Strung along the Union Pacific railroad tracks in North Portland, the 12-acre parcel sits between Greeley Avenue and Overlook Park, but is separated from the park and the surrounding neighborhood by a steep cliff.
With access to public transportation, utility hookups, proximity to downtown and separation from the manicured lawns of Overlook, the Greeley site is Dignity Village's favorite prospective location. There's only one problem--its owner, Union Pacific Railroad, doesn't want to sell.
Dignity Village approached Union Pacific last month to explore the possibility of buying the parcel. Although the land was on the market with a price listed between $300,000 and $500,000, the railroad backed away, citing "safety concerns."
"We have since taken it off the market entirely," says John Bromley of Union Pacific.
Though other potential sites are still available, Dignity Village has asked the City of Portland to step in and help them negotiate with Union Pacific. "We hope the mayor will bring her influence to bear on the railroad company," says Jack Tafari, vice president and resident of Dignity.

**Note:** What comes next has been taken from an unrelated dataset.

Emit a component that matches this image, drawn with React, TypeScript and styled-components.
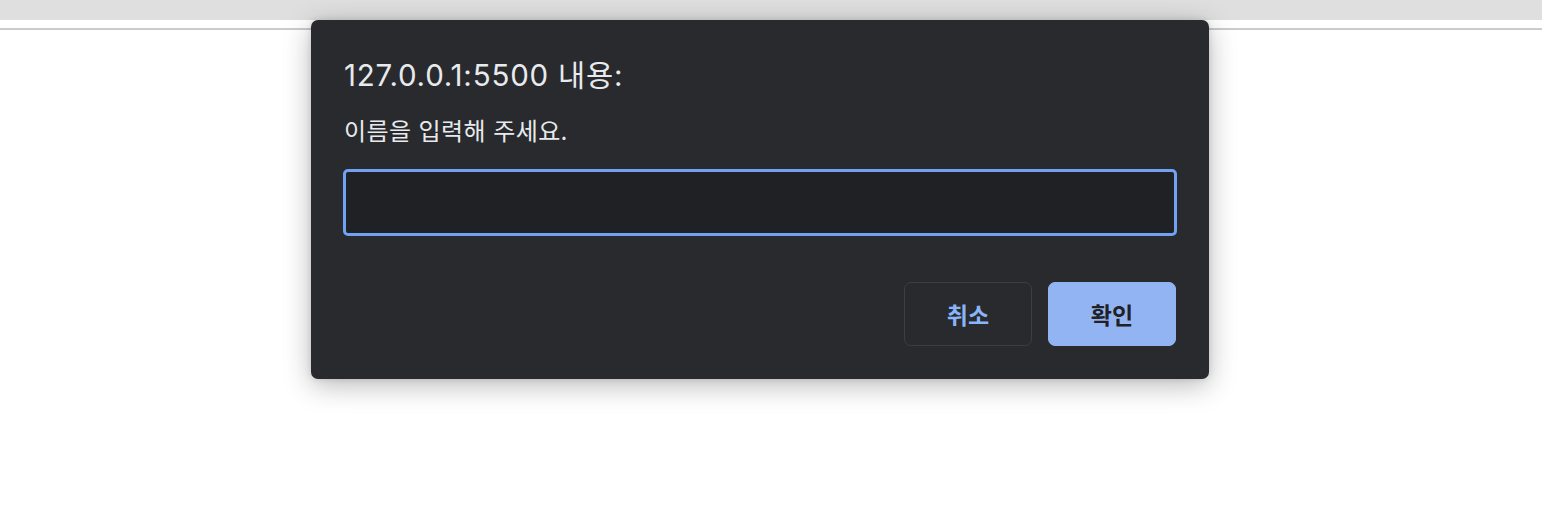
import React from "react";
import styled, { createGlobalStyle } from "styled-components";

const Global = createGlobalStyle`
  html, body { margin: 0; padding: 0; background: #ffffff; }
  body { font-family: Inter, "Noto Sans CJK KR", sans-serif; }
`;

const Page = styled.div`
  position: relative;
  width: 1542px;
  height: 512px;
  overflow: hidden;
  background: #ffffff;
`;

const TopBar = styled.div`
  height: 20px;
  background: #dfdfdf;
`;

const ToolStrip = styled.div`
  height: 8px;
  background: #ffffff;
  border-bottom: 2px solid #cbcbcb;
`;

const Dialog = styled.div`
  position: absolute;
  left: 311px;
  top: 20px;
  width: 898px;
  height: 359px;
  box-sizing: border-box;
  padding: 0 32px 33px 32px;
  background: #292a2d;
  border-radius: 7px;
  box-shadow: 0 6px 28px rgba(0, 0, 0, 0.28), 0 0 6px rgba(0, 0, 0, 0.12);
  display: flex;
  flex-direction: column;
  font-family: Inter, "Noto Sans CJK KR", sans-serif;
  color: #e8eaed;
`;

const Title = styled.div`
  margin-top: 36px;
  height: 38px;
  line-height: 38px;
  font-size: 29.5px;
  letter-spacing: 0.8px;
  padding-left: 1px;
`;

const Message = styled.div`
  margin-top: 22px;
  height: 32px;
  line-height: 32px;
  font-size: 24px;
  letter-spacing: 0.4px;
  padding-left: 1px;
`;

const Input = styled.input`
  margin-top: 21px;
  height: 67px;
  width: 100%;
  box-sizing: border-box;
  background: #202124;
  border: 3px solid #72a0f4;
  border-radius: 5px;
  outline: none;
  color: #e8eaed;
  font-size: 22px;
  padding: 0 14px;
`;

const Actions = styled.div`
  margin-top: auto;
  display: flex;
  justify-content: flex-end;
  gap: 16px;
  padding-right: 1px;
`;

const Button = styled.button<{ $primary?: boolean }>`
  width: 128px;
  height: 64px;
  box-sizing: border-box;
  border-radius: 7px;
  font-family: Inter, "Noto Sans CJK KR", sans-serif;
  font-size: 23px;
  font-weight: 700;
  cursor: pointer;
  padding: 0;
  border: 1px solid ${(p) => (p.$primary ? "#93b4f3" : "#3d3e42")};
  background: ${(p) => (p.$primary ? "#93b4f3" : "#292a2d")};
  color: ${(p) => (p.$primary ? "#202124" : "#8ab4f8")};
`;

export default function App() {
  return (
    <Page>
      <Global />
      <TopBar />
      <ToolStrip />
      <Dialog>
        <Title>127.0.0.1:5500 내용:</Title>
        <Message>이름을 입력해 주세요.</Message>
        <Input autoFocus={false} />
        <Actions>
          <Button>취소</Button>
          <Button $primary>확인</Button>
        </Actions>
      </Dialog>
    </Page>
  );
}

According to Marshall Runkel, an aide to city commissioner Erik Sten, the city has yet to respond to the request.
The peripatetic Village, which has been driven from one temporary site to another since its formation in October 2000, must abandon its current location by July 1.
Tafari remains hopeful that the community can find a permanent home. "We have been swept out like damn leaves to a composting site," he says. "It has been a brutal, rainy winter."